O you who have believed, it is not lawful for you to inherit women by compulsion. And do not make difficulties for them in order to take [back] part of what you gave them unless they commit a clear immorality. And live with them in kindness. For if you dislike them – perhaps you dislike a thing and Allah makes therein much good. (4:19)

In a sermon that he delivered during his farewell pilgrimage, the Prophet (pbuh) exhorted men to fear God in their treatment of women because they (men) have accepted them (women) as a “trust from God”. (Muslim, Abu Dawood, Ibn Majah, Musnad) On another occasion, he warned men against usurping the rights of women by taking advantage of their weakness.

“I forbid usurpation of the right of two weak persons – the orphan and the woman.” (Sahih Muslim)

In line with the Islamic vision of a balanced society, the provision of financial services to rural women in gender-segregated societies has always been considered commendable. However, there have also been accusations of meddling with social codes and a call to financial service providers to shift their focus from “women empowerment” to “family empowerment”. Indeed, the “women only” approach to development and poverty alleviation is alien to Islamic religion and culture. The Quran promotes the concept of “family empowerment” by exhorting men and women to play their respective roles in seeking economic and social well-being of all members of the family.

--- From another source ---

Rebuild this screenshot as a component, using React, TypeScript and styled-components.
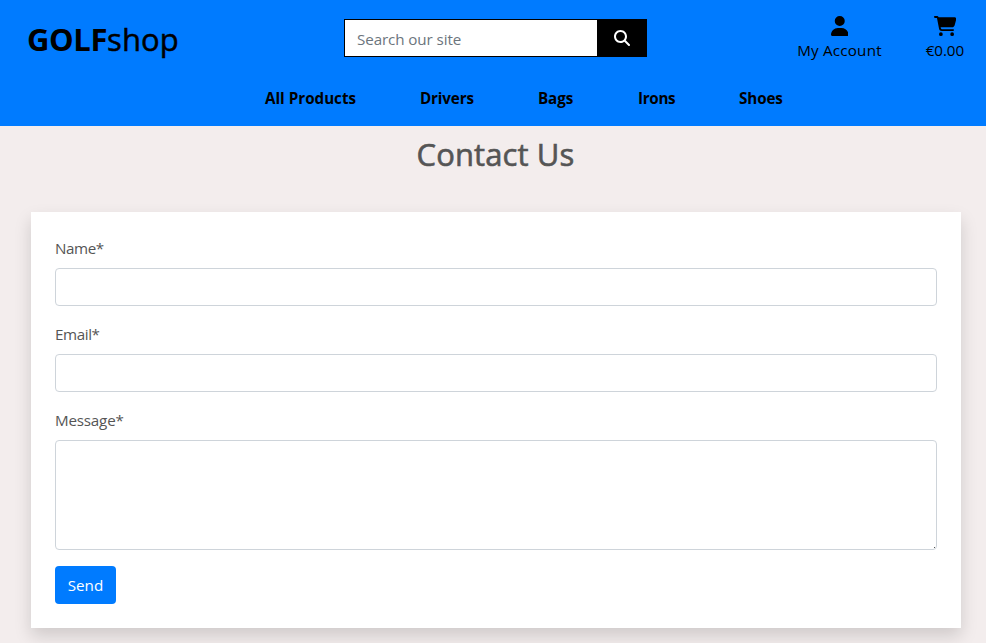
import React from "react";
import styled, { createGlobalStyle } from "styled-components";
import { FaUser, FaCartShopping, FaMagnifyingGlass } from "react-icons/fa6";

const GlobalStyle = createGlobalStyle`
  *, *::before, *::after { box-sizing: border-box; }
  body {
    margin: 0;
    background: #f3eded;
    color: #555;
    font-family: "Segoe UI", "Open Sans", "Noto Sans", sans-serif;
    font-size: 15.2px;
    line-height: 24px;
    overflow: hidden;
  }
  input, textarea, button { font: inherit; }
`;

const Page = styled.div`
  height: 643px;
  overflow: hidden;
`;

const Header = styled.header`
  height: 126px;
  background: #007bff;
  color: #000;
`;

const TopBar = styled.div`
  display: grid;
  grid-template-columns: 317px 303px 1fr;
  height: 76px;
  padding: 0 22px 0 27px;
`;

const Logo = styled.a`
  padding-top: 19px;
  font-size: 31px;
  line-height: 40px;
  font-weight: 400;
  letter-spacing: 0.05px;
  white-space: nowrap;
  -webkit-text-stroke: 0.5px currentColor;
`;

const LogoStrong = styled.strong`
  font-weight: 700;
  letter-spacing: -0.4px;
  -webkit-text-stroke: 0;
`;

const SearchForm = styled.form`
  display: flex;
  height: 38px;
  margin: 19px 0 0;
`;

const SearchInput = styled.input`
  width: 253px;
  padding: 1px 12px 0;
  border: 1px solid #000;
  border-right: 0;
  border-radius: 0;
  outline: 0;
  background: #fff;
  letter-spacing: -0.1px;
  &::placeholder { color: #6c757d; opacity: 1; }
`;

const SearchButton = styled.button`
  display: flex;
  flex: 1;
  align-items: center;
  justify-content: center;
  padding: 0 1px 0 0;
  border: 0;
  background: #000;
  color: #fff;
  font-size: 16px;
`;

const Actions = styled.div`
  display: flex;
  justify-content: flex-end;
  gap: 44px;
  padding-top: 16px;
`;

const Action = styled.a<{ $spacing: number; $iconWidth: number }>`
  display: flex;
  flex-direction: column;
  align-items: center;
  height: 46px;
  letter-spacing: ${(p) => p.$spacing}px;
  white-space: nowrap;
  svg {
    flex: none;
    width: ${(p) => p.$iconWidth}px;
    height: 20px;
    margin-bottom: 2px;
  }
`;

const Nav = styled.nav`
  display: flex;
  gap: 64px;
  padding: 10px 0 0 265px;
`;

const NavLink = styled.a<{ $width: number; $spacing: number }>`
  width: ${(p) => p.$width}px;
  font-weight: 700;
  letter-spacing: ${(p) => p.$spacing}px;
  white-space: nowrap;
`;

const Title = styled.h2`
  margin: 9px 0 0 5px;
  text-align: center;
  font-size: 31px;
  line-height: 38px;
  font-weight: 400;
  letter-spacing: 0.1px;
  -webkit-text-stroke: 0.6px currentColor;
`;

const Card = styled.form`
  height: 416px;
  margin: 39px 25px 0 31px;
  padding: 24px;
  background: #fff;
  box-shadow: 0 8px 16px rgba(0, 0, 0, 0.15);
`;

const Field = styled.div`
  margin-bottom: 16px;
`;

const Label = styled.label<{ $spacing: number }>`
  display: block;
  margin-bottom: 8px;
  letter-spacing: ${(p) => p.$spacing}px;
`;

const Input = styled.input`
  display: block;
  width: 100%;
  height: 38px;
  padding: 6px 12px;
  border: 1px solid #ced4da;
  border-radius: 4px;
  background: #fff;
`;

const TextArea = styled.textarea`
  display: block;
  width: 100%;
  height: 110px;
  padding: 6px 12px;
  border: 1px solid #ced4da;
  border-radius: 4px;
  background: #fff linear-gradient(#555, #555) right 1px bottom 1px / 1px 1px no-repeat;
  resize: none;
`;

const SendButton = styled.button`
  display: block;
  width: 61px;
  height: 38px;
  padding: 0;
  border: 0;
  border-radius: 4px;
  background: #007bff;
  color: #fff;
`;

const links = [
  { label: "All Products", width: 91, spacing: 0 },
  { label: "Drivers", width: 54, spacing: -0.15 },
  { label: "Bags", width: 36, spacing: -0.1 },
  { label: "Irons", width: 37, spacing: -0.3 },
  { label: "Shoes", width: 46, spacing: -0.1 },
];

export default function App() {
  return (
    <Page>
      <GlobalStyle />
      <Header>
        <TopBar>
          <Logo><LogoStrong>GOLF</LogoStrong>shop</Logo>
          <SearchForm>
            <SearchInput placeholder="Search our site" />
            <SearchButton type="button" aria-label="Search"><FaMagnifyingGlass /></SearchButton>
          </SearchForm>
          <Actions>
            <Action $spacing={0.2} $iconWidth={17.5}><FaUser />My Account</Action>
            <Action $spacing={-0.1} $iconWidth={22.5}><FaCartShopping />€0.00</Action>
          </Actions>
        </TopBar>
        <Nav>
          {links.map((l) => (
            <NavLink key={l.label} $width={l.width} $spacing={l.spacing}>{l.label}</NavLink>
          ))}
        </Nav>
      </Header>
      <main>
        <Title>Contact Us</Title>
        <Card>
          <Field>
            <Label $spacing={-0.4} htmlFor="name">Name*</Label>
            <Input id="name" />
          </Field>
          <Field>
            <Label $spacing={-0.4} htmlFor="email">Email*</Label>
            <Input id="email" />
          </Field>
          <Field>
            <Label $spacing={-0.2} htmlFor="message">Message*</Label>
            <TextArea id="message" />
          </Field>
          <SendButton type="button">Send</SendButton>
        </Card>
      </main>
    </Page>
  );
}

“And covet not that whereby Allah has made some of you excel others. Men shall have a share of that which they have earned, and women a share of that which they have earned. And ask Allah of his bounty. Surely Allah has the perfect knowledge of all things” (4:32)

While the world has apparently made rapid progress towards gender equality and women’s empowerment, women and girls continue to suffer discrimination and violence in every part of the world. The numbers are just alarming. Unfortunately, at the current time, 1 in 5 women and girls between the ages of 15-49 have reported experiencing physical or sexual violence by an intimate partner within a 12-month period and 49 countries currently have no laws protecting women from domestic violence.

In line with the Islamic vision of a balanced society, providing women and girls with equal access to education, health care, decent work, and representation in political and economic decision-making processes will make the world a much better place.

SDG6: Ensure access to water and sanitation for all

Water is a basic need of life. Provision of water is a collective obligation of the society. Traditionally, Muslim societies have used the waqf mechanism to ensure provision of water. When the early Muslims migrated to Madina with the Prophet (pbuh), they found the water there difficult to drink as they were accustomed to drinking the relatively sweeter Zamzam water in Makkah. So they went to the Prophet and told him about their difficulty, and informed him of a well in the city by the name of Rumah whose water tasted a lot like Zamzam. The problem, however, was that the owner of the well was a Jew who charged a high price for water. The Prophet (phuh) then exhorted to Muslims to come forward to buy the well of Ruma and endow it for the community. When Othman ibn ‘Affan came to learn of the Prophet’s exhortation, he went to the owner and offered to purchase the well. The owner declined. Othman however, persuaded him to sell half of the rights of using the well. Both agreed to an arrangement under which each one of them would have the rights of use on alternate days. Othman used his right to benefit both Muslims and non-Muslims providing them with free water. This had the consequence of the jew losing all his customers and forcing him to sell the other half to Othman as well. The price was a whopping twenty thousand dirhams.

The above example is a clear pointer to something more profound. This practice had the effect of enhancing the awqaf as well as removal of a bad practice from the society, i.e. of profiteering from basic necessities of people, such as, water. The provision water was not discriminatory too, between Muslims and non-Muslims.

As pointed out earlier, cleanliness and purification are not an option in Islam. Caring for one’s hygiene is not just encouraged but rendered into rituals that constitute part of the faith itself.

Water scarcity, poor water quality and inadequate sanitation negatively impact food security, livelihood choices and educational opportunities for poor families across the world. At the current time, more than 2 billion people are living with the risk of reduced access to freshwater resources and by 2050, at least one in four people is likely to live in a country affected by chronic or recurring shortages of fresh water. In line with the above example showing how the Prophet (pbuh) and his companions resolved the water crisis, the institution of waqf can play a significant role in present times in its resolution.